If respondents just think we are being nosy, they will be less inclined to answer our questions. If we can adequately explain why we want to know this information (and how it will be used), respondents will be more willing to answer the questions and answer them honestly. This can be done before asking the question or as a prompt that appears if respondents skip a question.

For example, before asking a detailed series of financial questions, a survey might include the following information, “We ask about income and housing costs to understand whether housing is affordable in local communities.”

4. Put your demographic questions at the end

Sharing intimate details about yourself (via answers to demographic questions) at the beginning of a survey reduces the perceived confidentiality of the survey. This may make people more reluctant to answer sensitive questions honestly. It is better to save the demographic questions for the end.

5. Present sensitive questions toward the end (but not the very end)

If your survey only has a few sensitive questions, place those toward the end (but before the demographics). Starting a survey and immediately answering sensitive questions can be jarring for respondents. It is best to build trust by asking less sensitive questions first. Once you have established rapport, then ask the sensitive questions.

6. Use ranges rather than asking for a specific numeric value

Although collecting continuous numeric data is often easier to analyze, asking respondents to select an applicable range is less sensitive. For example, instead of asking for date of birth, consider whether collecting an age range will be sufficient (e.g., 18 to 25, 26 to 49, 50 to 64, 65 and older). Similarly, respondents will be more willing to report an income range rather than their specific income amount. The larger the ranges, the less sensitive the request.

A strategy that is particularly useful for asking income, which can have missing data rates as high as 30%, is unfolding brackets. Unfolding brackets are a series of branching questions that iterate toward a specific range. For example, you first ask respondents if their annual income is more or less than a certain amount, such as $20,000. Then ask a series of similarly structured dichotomous questions until a reasonable range can be determined. The downside, of course, is that this requires more questions which can increase burden.

7. Use “Question Loading” strategies to normalize the behavior and counter the bias

Let’s say you need to ask respondents if they voted in the last election. Consider the following two versions of a question:

(a) “Did you vote in the last election?”

(b) “There are many reasons why people don’t get a chance to vote. Did you happen to vote in the last election?”

“Good citizens” vote, right? It means you are informed and that you care. However, it is also possible someone is informed and cares but could not vote for a good reason – they were sick, their car broke down, they could not get out of work. Version b of the question acknowledges that there are many reasons why someone would (or would not) do a particular behavior and removes some of the judgment associated with providing a socially undesirable response.

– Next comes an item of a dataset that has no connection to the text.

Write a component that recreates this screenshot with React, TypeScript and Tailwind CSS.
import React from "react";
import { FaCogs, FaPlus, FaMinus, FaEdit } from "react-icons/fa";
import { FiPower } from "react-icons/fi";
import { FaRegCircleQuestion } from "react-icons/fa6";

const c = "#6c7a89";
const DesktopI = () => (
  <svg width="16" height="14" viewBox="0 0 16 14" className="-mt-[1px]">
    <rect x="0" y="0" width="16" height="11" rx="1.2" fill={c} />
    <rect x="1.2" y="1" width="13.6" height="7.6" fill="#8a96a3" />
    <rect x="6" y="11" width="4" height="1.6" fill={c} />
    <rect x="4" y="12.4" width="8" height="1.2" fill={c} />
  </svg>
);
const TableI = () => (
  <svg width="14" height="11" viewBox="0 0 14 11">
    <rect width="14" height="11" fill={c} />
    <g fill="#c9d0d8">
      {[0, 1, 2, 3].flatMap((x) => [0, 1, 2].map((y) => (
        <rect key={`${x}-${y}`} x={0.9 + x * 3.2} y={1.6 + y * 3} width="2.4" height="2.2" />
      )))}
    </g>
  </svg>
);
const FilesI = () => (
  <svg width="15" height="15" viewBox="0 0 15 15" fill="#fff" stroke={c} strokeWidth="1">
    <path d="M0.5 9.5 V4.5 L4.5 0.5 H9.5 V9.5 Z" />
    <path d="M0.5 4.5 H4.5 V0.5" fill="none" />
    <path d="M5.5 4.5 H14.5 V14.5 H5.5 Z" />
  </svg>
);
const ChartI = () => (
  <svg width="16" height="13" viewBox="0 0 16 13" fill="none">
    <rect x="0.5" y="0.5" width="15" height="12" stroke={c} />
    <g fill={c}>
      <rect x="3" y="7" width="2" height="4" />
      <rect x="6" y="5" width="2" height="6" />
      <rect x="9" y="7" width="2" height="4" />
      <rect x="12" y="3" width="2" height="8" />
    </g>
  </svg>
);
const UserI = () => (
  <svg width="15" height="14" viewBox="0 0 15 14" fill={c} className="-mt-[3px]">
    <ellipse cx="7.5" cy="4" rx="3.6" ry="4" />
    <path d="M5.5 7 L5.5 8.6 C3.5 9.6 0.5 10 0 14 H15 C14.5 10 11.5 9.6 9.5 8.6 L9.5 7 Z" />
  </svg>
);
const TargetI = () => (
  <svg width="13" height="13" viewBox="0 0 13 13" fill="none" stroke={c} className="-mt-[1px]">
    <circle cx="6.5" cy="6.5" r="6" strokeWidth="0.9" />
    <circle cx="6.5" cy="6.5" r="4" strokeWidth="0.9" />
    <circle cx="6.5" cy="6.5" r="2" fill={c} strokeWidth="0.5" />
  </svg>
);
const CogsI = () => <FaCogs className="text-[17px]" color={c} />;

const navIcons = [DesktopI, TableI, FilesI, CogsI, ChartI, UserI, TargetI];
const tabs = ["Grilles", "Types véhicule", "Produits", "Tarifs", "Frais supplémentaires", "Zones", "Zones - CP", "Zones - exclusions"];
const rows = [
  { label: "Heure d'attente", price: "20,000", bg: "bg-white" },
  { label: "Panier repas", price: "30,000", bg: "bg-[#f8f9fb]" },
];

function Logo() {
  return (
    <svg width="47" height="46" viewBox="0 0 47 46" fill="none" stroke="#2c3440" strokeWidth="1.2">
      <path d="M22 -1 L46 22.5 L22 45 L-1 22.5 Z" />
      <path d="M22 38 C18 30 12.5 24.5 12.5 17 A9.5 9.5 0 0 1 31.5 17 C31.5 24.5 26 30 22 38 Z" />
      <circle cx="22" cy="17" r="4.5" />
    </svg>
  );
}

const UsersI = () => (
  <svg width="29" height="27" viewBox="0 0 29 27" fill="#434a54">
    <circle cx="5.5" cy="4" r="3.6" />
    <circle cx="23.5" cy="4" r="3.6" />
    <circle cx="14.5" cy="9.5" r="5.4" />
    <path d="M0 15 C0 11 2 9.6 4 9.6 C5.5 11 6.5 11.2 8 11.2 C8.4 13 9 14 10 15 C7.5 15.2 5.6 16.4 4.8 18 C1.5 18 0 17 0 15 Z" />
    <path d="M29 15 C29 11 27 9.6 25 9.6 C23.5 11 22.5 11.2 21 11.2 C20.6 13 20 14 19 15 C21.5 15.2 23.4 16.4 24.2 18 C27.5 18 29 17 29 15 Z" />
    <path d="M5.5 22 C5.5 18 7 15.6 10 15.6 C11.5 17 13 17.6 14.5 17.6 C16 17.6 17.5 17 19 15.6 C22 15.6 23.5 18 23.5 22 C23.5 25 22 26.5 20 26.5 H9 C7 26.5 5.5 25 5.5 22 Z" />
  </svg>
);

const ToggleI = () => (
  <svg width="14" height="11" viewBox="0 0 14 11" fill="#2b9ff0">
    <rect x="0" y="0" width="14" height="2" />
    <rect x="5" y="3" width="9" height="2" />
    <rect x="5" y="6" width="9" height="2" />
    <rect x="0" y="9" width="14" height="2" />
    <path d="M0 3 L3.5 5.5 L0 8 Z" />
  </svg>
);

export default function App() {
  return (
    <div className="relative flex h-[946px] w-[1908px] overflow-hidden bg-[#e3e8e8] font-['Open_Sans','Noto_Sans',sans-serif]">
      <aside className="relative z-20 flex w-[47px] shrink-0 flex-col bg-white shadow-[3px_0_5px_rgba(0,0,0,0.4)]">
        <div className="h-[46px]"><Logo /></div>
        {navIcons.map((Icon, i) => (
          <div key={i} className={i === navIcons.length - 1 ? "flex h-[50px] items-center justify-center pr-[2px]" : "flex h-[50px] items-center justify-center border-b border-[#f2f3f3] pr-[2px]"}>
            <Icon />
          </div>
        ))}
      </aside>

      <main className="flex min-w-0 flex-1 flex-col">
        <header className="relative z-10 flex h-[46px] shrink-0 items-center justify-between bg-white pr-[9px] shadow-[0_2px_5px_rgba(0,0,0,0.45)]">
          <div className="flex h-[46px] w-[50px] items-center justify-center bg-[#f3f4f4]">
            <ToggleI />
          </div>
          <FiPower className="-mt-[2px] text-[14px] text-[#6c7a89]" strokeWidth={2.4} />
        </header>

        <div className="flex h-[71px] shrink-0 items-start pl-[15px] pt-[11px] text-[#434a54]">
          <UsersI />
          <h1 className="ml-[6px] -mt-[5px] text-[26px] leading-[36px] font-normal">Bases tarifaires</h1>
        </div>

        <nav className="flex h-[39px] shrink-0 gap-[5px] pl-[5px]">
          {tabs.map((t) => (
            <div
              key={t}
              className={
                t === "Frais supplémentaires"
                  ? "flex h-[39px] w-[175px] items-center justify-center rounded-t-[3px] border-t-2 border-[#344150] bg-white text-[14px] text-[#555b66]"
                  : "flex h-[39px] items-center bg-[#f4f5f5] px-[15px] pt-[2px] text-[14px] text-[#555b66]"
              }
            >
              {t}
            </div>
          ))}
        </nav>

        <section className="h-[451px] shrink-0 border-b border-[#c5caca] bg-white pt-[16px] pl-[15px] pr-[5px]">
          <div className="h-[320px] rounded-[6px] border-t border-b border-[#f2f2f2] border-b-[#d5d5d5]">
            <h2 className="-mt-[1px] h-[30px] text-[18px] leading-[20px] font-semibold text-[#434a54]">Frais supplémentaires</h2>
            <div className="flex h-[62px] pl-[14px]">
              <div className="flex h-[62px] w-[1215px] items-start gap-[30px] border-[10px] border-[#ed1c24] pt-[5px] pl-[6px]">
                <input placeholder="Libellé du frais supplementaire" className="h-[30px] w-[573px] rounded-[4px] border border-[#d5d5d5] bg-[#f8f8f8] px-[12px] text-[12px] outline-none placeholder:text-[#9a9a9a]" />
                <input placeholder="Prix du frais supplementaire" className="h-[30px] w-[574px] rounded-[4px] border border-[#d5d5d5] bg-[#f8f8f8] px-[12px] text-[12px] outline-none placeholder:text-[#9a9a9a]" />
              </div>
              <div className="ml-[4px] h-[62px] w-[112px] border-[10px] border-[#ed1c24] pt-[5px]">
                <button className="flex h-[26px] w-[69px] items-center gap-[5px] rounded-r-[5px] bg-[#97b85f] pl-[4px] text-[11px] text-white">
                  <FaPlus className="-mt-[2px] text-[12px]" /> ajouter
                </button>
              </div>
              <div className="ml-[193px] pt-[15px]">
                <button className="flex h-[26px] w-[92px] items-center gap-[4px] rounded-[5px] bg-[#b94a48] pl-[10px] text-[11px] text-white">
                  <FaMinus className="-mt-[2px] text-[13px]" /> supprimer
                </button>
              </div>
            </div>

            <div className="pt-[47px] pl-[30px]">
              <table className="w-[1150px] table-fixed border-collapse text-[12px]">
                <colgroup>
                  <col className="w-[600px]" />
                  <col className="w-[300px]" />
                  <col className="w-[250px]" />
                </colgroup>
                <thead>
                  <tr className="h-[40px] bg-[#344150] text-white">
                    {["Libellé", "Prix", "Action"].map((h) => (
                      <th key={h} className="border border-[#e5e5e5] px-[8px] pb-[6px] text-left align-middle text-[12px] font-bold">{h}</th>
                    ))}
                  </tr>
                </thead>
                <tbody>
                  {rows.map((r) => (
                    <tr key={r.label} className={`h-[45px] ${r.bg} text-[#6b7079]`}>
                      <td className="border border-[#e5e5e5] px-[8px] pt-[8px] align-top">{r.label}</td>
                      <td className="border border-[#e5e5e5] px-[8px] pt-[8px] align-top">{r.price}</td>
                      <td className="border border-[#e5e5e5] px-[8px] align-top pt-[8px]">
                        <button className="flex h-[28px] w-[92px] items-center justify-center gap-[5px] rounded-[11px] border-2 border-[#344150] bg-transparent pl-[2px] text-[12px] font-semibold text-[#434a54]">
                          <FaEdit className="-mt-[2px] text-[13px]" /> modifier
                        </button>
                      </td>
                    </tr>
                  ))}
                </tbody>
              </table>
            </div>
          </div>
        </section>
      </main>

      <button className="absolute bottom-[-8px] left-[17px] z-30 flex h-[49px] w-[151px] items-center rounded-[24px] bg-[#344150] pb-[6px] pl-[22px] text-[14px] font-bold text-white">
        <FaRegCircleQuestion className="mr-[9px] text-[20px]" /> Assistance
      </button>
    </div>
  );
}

Question loading can be brief, such as simply saying “there are many reasons,” or it can be more complex:

(c) “In talking to people about elections, we find that a lot of people were not able to vote because they weren’t registered, they were sick, or they just didn’t have the time. How about you? Did you vote in the election this November?”

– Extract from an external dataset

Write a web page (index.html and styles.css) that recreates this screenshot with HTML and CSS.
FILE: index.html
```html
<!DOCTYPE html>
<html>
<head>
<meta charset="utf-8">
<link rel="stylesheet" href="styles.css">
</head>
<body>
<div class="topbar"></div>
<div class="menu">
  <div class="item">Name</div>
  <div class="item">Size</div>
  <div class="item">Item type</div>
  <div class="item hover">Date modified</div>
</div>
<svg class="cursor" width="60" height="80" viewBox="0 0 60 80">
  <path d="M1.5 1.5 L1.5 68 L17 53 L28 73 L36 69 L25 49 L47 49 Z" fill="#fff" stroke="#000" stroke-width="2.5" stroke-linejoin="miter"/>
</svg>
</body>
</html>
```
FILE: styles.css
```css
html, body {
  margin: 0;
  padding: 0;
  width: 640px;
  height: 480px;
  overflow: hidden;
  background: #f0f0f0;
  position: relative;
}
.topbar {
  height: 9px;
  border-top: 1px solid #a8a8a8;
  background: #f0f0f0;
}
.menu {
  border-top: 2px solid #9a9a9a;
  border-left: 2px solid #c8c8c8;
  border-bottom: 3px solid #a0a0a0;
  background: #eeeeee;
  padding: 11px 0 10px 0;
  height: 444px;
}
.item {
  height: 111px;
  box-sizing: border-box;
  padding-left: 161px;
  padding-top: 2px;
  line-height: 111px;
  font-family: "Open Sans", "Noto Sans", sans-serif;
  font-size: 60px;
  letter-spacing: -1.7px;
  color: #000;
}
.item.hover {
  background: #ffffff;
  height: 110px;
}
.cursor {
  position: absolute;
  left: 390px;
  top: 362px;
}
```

It may help to test out a few versions to determine what level of question loading works best without complicating the question or introducing other biases.

8. Ask a direct frequency question rather than using a yes/no filter.

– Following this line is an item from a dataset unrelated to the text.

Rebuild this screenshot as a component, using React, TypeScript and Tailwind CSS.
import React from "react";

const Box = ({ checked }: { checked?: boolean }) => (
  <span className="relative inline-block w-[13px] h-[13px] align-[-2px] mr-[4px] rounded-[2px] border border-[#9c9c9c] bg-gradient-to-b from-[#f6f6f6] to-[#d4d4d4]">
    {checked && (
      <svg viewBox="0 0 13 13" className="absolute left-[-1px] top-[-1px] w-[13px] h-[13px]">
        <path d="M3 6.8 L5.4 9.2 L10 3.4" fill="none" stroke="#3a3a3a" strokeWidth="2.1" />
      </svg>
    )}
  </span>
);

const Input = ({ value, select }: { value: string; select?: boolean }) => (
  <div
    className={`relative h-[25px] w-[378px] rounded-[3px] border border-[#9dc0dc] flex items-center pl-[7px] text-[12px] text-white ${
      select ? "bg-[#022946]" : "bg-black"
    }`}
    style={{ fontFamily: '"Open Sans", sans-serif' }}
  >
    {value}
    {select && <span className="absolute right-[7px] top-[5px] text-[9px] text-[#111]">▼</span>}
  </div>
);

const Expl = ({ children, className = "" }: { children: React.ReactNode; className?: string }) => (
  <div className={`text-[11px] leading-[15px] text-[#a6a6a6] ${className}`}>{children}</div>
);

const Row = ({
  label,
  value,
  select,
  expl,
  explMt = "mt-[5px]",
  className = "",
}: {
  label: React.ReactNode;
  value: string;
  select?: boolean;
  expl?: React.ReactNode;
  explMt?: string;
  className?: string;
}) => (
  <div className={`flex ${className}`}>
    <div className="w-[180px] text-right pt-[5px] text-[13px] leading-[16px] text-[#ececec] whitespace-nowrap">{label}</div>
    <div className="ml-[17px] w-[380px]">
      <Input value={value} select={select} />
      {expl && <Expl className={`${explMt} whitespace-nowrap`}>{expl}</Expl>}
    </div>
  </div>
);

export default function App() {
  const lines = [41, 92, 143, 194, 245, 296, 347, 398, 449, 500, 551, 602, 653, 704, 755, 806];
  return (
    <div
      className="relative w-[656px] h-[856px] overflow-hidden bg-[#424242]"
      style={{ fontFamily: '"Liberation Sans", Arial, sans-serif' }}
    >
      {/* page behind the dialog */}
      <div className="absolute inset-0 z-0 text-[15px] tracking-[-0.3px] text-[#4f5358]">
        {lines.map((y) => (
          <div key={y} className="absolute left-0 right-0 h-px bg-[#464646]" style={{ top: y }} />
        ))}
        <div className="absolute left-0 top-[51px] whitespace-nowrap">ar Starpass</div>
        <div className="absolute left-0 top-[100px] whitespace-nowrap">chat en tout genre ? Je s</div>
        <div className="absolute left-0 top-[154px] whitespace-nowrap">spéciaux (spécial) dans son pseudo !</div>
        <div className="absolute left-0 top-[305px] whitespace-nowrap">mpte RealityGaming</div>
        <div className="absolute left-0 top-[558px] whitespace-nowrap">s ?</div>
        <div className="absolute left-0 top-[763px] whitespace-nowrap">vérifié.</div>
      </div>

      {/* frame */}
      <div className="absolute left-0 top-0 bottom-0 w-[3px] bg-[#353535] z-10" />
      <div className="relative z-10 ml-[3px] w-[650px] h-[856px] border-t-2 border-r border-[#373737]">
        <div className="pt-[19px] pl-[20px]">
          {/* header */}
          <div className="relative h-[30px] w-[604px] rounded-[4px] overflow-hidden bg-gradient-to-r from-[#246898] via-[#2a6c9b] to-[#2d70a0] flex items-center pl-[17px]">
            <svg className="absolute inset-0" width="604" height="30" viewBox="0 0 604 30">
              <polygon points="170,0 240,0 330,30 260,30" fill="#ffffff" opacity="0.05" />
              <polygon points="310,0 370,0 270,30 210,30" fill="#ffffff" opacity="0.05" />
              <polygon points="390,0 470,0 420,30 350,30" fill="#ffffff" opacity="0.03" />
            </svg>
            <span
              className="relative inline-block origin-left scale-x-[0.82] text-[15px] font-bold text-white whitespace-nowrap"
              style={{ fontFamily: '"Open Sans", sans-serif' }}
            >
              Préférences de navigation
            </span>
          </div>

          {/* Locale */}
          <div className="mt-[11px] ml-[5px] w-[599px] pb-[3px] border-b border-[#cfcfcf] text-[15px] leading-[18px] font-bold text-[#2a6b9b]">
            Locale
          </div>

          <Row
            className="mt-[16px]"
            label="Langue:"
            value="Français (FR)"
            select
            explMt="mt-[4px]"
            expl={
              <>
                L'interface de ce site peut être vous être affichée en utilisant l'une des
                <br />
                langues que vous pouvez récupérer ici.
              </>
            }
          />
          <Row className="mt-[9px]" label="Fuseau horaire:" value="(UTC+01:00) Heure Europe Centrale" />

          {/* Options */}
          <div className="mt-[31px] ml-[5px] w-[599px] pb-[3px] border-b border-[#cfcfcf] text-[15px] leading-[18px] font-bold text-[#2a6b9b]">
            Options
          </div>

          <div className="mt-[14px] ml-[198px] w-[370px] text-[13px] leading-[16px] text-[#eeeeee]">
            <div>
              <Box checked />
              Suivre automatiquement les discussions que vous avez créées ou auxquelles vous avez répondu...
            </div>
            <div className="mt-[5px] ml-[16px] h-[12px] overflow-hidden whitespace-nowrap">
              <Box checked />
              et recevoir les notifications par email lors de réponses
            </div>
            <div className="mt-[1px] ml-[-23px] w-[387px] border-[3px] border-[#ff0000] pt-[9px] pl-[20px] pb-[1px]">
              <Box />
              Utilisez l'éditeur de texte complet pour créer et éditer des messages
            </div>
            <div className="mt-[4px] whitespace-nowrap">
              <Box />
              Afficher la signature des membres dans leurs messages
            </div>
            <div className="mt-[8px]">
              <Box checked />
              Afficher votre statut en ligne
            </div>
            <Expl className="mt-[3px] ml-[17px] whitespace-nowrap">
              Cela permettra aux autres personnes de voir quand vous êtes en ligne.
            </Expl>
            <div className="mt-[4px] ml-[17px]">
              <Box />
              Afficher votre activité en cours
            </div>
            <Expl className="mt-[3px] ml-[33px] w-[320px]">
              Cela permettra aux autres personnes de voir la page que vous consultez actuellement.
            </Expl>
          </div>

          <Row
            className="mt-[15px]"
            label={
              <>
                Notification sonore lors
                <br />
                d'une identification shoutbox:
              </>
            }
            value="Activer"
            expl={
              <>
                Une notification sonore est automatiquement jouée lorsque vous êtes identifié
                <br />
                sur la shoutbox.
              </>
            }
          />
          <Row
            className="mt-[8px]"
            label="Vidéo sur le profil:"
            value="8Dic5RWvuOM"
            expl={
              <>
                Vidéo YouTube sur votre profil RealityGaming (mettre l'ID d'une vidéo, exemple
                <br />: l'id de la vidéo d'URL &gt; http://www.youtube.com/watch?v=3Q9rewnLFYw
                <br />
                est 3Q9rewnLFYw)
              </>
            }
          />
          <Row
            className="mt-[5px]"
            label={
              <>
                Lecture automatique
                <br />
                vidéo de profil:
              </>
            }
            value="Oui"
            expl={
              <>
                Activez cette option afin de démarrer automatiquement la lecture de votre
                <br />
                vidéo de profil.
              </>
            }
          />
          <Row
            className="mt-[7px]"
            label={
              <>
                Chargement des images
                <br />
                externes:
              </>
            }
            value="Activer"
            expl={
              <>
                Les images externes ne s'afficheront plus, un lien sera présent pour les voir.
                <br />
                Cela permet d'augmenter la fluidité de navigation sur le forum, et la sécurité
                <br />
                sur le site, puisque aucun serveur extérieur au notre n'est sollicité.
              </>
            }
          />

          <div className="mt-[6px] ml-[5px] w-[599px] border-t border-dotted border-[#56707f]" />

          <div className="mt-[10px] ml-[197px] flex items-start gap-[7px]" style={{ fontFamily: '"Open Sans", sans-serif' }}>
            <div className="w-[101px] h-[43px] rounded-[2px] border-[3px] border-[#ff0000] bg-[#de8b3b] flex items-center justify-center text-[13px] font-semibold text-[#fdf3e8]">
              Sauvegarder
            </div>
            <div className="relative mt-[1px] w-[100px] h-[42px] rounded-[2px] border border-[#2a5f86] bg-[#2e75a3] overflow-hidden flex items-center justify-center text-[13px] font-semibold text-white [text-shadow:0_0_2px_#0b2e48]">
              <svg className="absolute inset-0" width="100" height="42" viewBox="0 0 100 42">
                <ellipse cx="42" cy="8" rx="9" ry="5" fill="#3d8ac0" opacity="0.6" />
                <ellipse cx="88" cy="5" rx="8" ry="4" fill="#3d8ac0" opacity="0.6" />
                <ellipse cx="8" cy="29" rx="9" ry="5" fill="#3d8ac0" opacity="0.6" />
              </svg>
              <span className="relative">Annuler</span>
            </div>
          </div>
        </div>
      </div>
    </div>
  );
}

For example, the 2019 Youth Risk Behaviors Survey uses the following question to ask about marijuana use:

marijuana use question

By directly asking how many times the respondent has used marijuana – instead of first asking if they have ever used marijuana – the question makes a slight assumption that the respondent has used marijuana. Respondents can still answer 0 times if they have never used marijuana, but the direct frequency approach makes it more likely that respondents report using marijuana.

When using this approach, you have to be careful about the question flow. The Youth Risk Behaviors Survey first asks about cigarette and tobacco use, and then alcohol use before asking about marijuana use. It would be inappropriate to ask people how often they use heroin without first setting up the context.

9. Skew response scale in the opposite direction of the bias

Respondents tend to inflate socially desirable behaviors (how often they exercise) and under report socially undesirable behaviors (how much TV they watch). Adjust for this by slightly skewing the response scale in the opposite direction of the bias. That is, add a few more socially undesirable categories to the end of your scale and put the least desirable response options first.

10. Ask an even more sensitive question before your sensitive question of interest

You can desensitize your respondents by asking a slightly more sensitive question just before your question of interest. For example, if you want to know how often respondents have driven a car while drinking, first ask how often they have driven while drinking and using drugs. Make sure the extra question is not so sensitive that it backfires!

11. Use an indirect approach such as Item Count technique.

The Item Count Technique is a split sample design where a random half of the respondents receive a list of behaviors that are not sensitive and the other half receive the same list of behaviors plus the sensitive behavior of interest. Respondents then provide a total count of all the behaviors they have done, but do NOT indicate which specific behaviors they have done. An example of items included in an item count study conducted by Kuha and Jackson, 2014 is below:

“I am now going to read you a list of five [six] things that people may do or that may happen to them. Please listen to them and tell me how many of them you have done or have happened to you in the last 12 months. Do not tell me which ones are and are not true for you. Just tell me how many you have done at least once.”

  • Attended a religious service, except for a special occasion like a wedding or funeral
  • Went to a sporting event
  • Attended an opera
  • Visited a country outside [your country]
  • Had personal belongings such as money or a mobile phone stolen from you or from your house?
  • Treatment group only: Bought something you thought might have been stolen?

Researchers then compare the totals in the group that received the sensitive item to the totals in the group that did not receive the sensitive item to estimate the proportion of respondents who endorse the sensitive behavior. For this to work well, the control behaviors (non-sensitive behaviors) should include some that have a relatively low prevalence rate. If respondents are likely to endorse all of the behaviors asked about, then the strategy will not work as well.

The downside is that this method only provides estimates for the entire sample and not for individual respondents.

Other indirect techniques include Endorsement and Randomized Response Technique. For a comparison of different indirect methods, see Rosenfield, Imai, and Shapiro (2015).